Prompt –
Copy each line with the word "React" in it.

***** Data

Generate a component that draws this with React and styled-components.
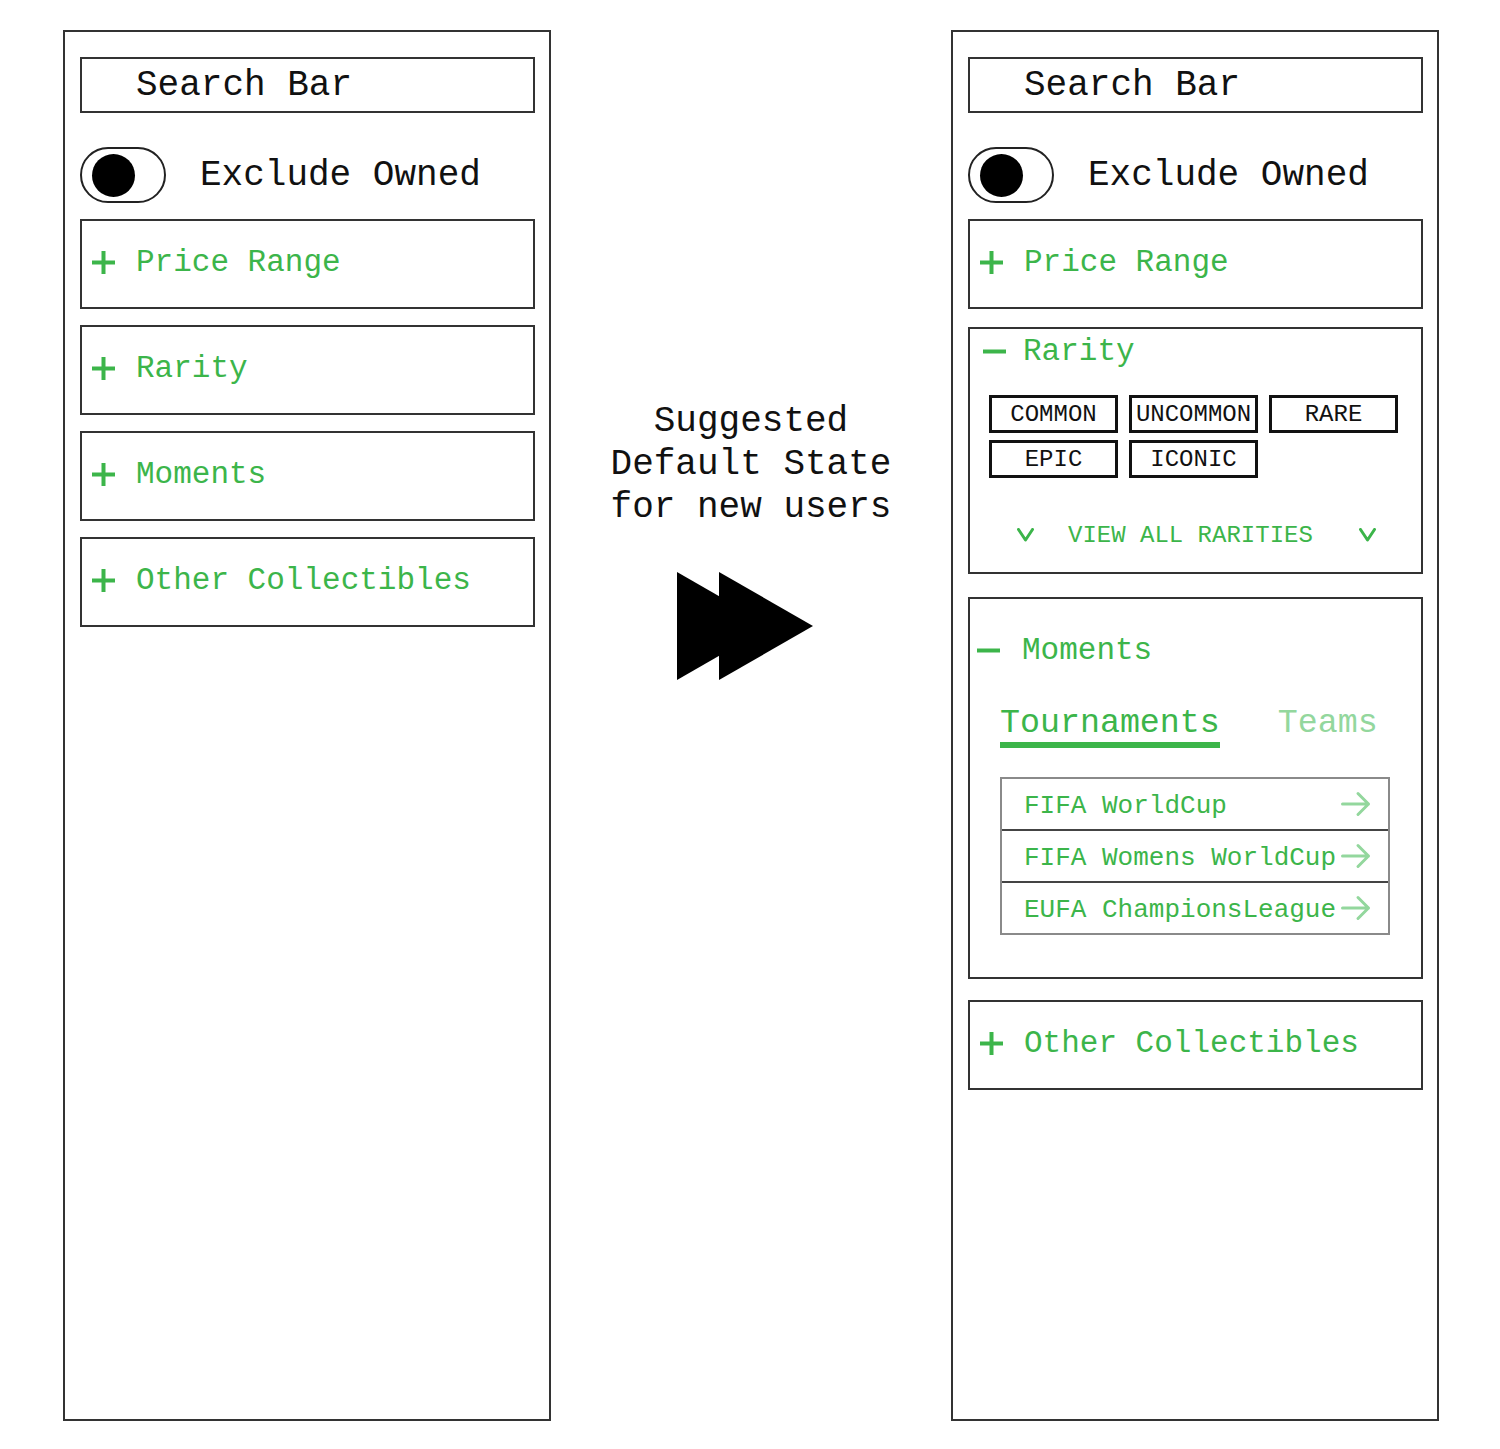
import React from 'react';
import styled, { createGlobalStyle } from 'styled-components';

const GREEN = '#3cb54a';
const LIGHT_GREEN = '#93d79d';
const INK = '#111';
const LINE = '#333';

const GlobalStyle = createGlobalStyle`
  html, body {
    margin: 0;
    background: #fff;
  }
  body {
    font-family: "Liberation Mono", "DejaVu Sans Mono", monospace;
    color: ${INK};
  }
  * { box-sizing: border-box; }
`;

const PlusIcon = () => (
  <svg width="23" height="23" viewBox="0 0 23 23">
    <path d="M11.5 0v23M0 11.5h23" stroke={GREEN} strokeWidth="4" />
  </svg>
);

const MinusIcon = () => (
  <svg width="23" height="23" viewBox="0 0 23 23">
    <path d="M0 11.5h23" stroke={GREEN} strokeWidth="4" />
  </svg>
);

const Chevron = () => (
  <svg width="17" height="14" viewBox="0 0 17 14">
    <path d="M1.5 1.5l7 10.5 7-10.5" fill="none" stroke={GREEN} strokeWidth="3" strokeLinecap="round" strokeLinejoin="round" />
  </svg>
);

const ArrowRight = () => (
  <svg width="30" height="26" viewBox="0 0 30 26">
    <path d="M1.5 13h26M17 2.5L27.5 13 17 23.5" fill="none" stroke={LIGHT_GREEN} strokeWidth="3" strokeLinecap="round" strokeLinejoin="round" />
  </svg>
);

const FastForward = () => (
  <svg width="137" height="108" viewBox="0 0 137 108">
    <polygon points="0,0 94,54 0,108" fill="#000" />
    <polygon points="42,0 136,54 42,108" fill="#000" />
  </svg>
);

const App = () => {
  const rarities = ['COMMON', 'UNCOMMON', 'RARE', 'EPIC', 'ICONIC'];
  const tournaments = ['FIFA WorldCup', 'FIFA Womens WorldCup', 'EUFA ChampionsLeague'];

  return (
    <>
      <GlobalStyle />
      <Page>
        <Panel>
          <SearchBar>Search Bar</SearchBar>
          <ToggleRow>
            <Toggle><Knob /></Toggle>
            <ToggleLabel>Exclude Owned</ToggleLabel>
          </ToggleRow>
          {['Price Range', 'Rarity', 'Moments', 'Other Collectibles'].map((label) => (
            <Collapsed key={label} $gap={16}>
              <Header $pl={10} $gap={21}>
                <PlusIcon />
                {label}
              </Header>
            </Collapsed>
          ))}
        </Panel>

        <Middle>
          <Note>
            Suggested<br />
            Default State<br />
            for new users
          </Note>
          <ArrowWrap>
            <FastForward />
          </ArrowWrap>
        </Middle>

        <Panel>
          <SearchBar>Search Bar</SearchBar>
          <ToggleRow>
            <Toggle><Knob /></Toggle>
            <ToggleLabel>Exclude Owned</ToggleLabel>
          </ToggleRow>
          <Collapsed $gap={16}>
            <Header $pl={10} $gap={21}>
              <PlusIcon />
              Price Range
            </Header>
          </Collapsed>

          <Expanded $gap={18} $pb={22}>
            <Header $pl={13} $gap={17} $mt={2}>
              <MinusIcon />
              Rarity
            </Header>
            <ChipGrid>
              {rarities.map((r) => (
                <Chip key={r}>{r}</Chip>
              ))}
            </ChipGrid>
            <ViewAll>
              <Chevron />
              <ViewAllText>VIEW ALL RARITIES</ViewAllText>
              <Chevron />
            </ViewAll>
          </Expanded>

          <Expanded $gap={23} $pb={42}>
            <Header $pl={7} $gap={22} $mt={31}>
              <MinusIcon />
              Moments
            </Header>
            <Tabs>
              <Tab $active>Tournaments</Tab>
              <Tab>Teams</Tab>
            </Tabs>
            <List>
              {tournaments.map((t) => (
                <ListRow key={t}>
                  <span>{t}</span>
                  <ArrowRight />
                </ListRow>
              ))}
            </List>
          </Expanded>

          <Collapsed $gap={21}>
            <Header $pl={10} $gap={21}>
              <PlusIcon />
              Other Collectibles
            </Header>
          </Collapsed>
        </Panel>
      </Page>
    </>
  );
};

const Page = styled.div`
  display: flex;
  align-items: flex-start;
  min-height: 1449px;
  padding: 30px 0 0 63px;
`;

const Panel = styled.div`
  width: 488px;
  height: 1391px;
  border: 2px solid ${LINE};
  padding: 25px 14px 0 15px;
  display: flex;
  flex-direction: column;
`;

const SearchBar = styled.div`
  height: 56px;
  border: 2px solid ${LINE};
  padding-left: 54px;
  display: flex;
  align-items: center;
  font-size: 36px;
  color: ${INK};
`;

const ToggleRow = styled.div`
  margin-top: 34px;
  height: 56px;
  display: flex;
  align-items: center;
  gap: 34px;
`;

const Toggle = styled.div`
  width: 86px;
  height: 56px;
  border: 2px solid #222;
  border-radius: 28px;
  padding-left: 10px;
  display: flex;
  align-items: center;
`;

const Knob = styled.div`
  width: 43px;
  height: 43px;
  border-radius: 50%;
  background: #000;
`;

const ToggleLabel = styled.span`
  font-size: 36px;
  color: ${INK};
`;

const Collapsed = styled.div`
  margin-top: ${({ $gap }) => $gap}px;
  height: 90px;
  border: 2px solid ${LINE};
  display: flex;
  align-items: center;
  padding-bottom: 4px;
`;

const Expanded = styled.div`
  margin-top: ${({ $gap }) => $gap}px;
  border: 2px solid ${LINE};
  padding-bottom: ${({ $pb }) => $pb}px;
  display: flex;
  flex-direction: column;
`;

const Header = styled.div`
  height: 40px;
  margin-top: ${({ $mt }) => $mt || 0}px;
  padding-left: ${({ $pl }) => $pl}px;
  display: flex;
  align-items: center;
  gap: ${({ $gap }) => $gap}px;
  font-size: 31px;
  color: ${GREEN};

  svg {
    flex-shrink: 0;
  }
`;

const ChipGrid = styled.div`
  margin: 24px 0 0 19px;
  display: grid;
  grid-template-columns: repeat(3, 129px);
  column-gap: 11px;
  row-gap: 7px;
`;

const Chip = styled.div`
  height: 38px;
  border: 3px solid ${INK};
  display: flex;
  align-items: center;
  justify-content: center;
  font-size: 24px;
  color: ${INK};
`;

const ViewAll = styled.div`
  margin-top: 42px;
  height: 30px;
  padding-left: 47px;
  display: flex;
  align-items: center;
  color: ${GREEN};
  font-size: 24px;
`;

const ViewAllText = styled.span`
  margin: 0 46px 0 34px;
`;

const Tabs = styled.div`
  margin: 32px 0 0 30px;
  display: flex;
  gap: 58px;
`;

const Tab = styled.div`
  height: 46px;
  line-height: 42px;
  font-size: 33.3px;
  color: ${({ $active }) => ($active ? GREEN : LIGHT_GREEN)};
  border-bottom: 6px solid ${({ $active }) => ($active ? GREEN : 'transparent')};
`;

const List = styled.div`
  margin: 29px 0 0 30px;
  width: 390px;
  border: 2px solid #8a8a8a;
`;

const ListRow = styled.div`
  height: 50px;
  padding: 4px 17px 0 22px;
  display: flex;
  align-items: center;
  justify-content: space-between;
  font-size: 26px;
  color: ${GREEN};

  svg {
    margin-top: -4px;
  }

  & + & {
    height: 52px;
    border-top: 2px solid #444;
  }
`;

const Middle = styled.div`
  width: 400px;
  padding-top: 370px;
  display: flex;
  flex-direction: column;
  align-items: center;
`;

const Note = styled.div`
  font-size: 36px;
  line-height: 43px;
  text-align: center;
  color: ${INK};
`;

const ArrowWrap = styled.div`
  margin: 43px 12px 0 0;
  display: flex;
`;

export default App;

**********

Response for this exercise –
Generate a component that draws this with React and styled-components.
import React from 'react';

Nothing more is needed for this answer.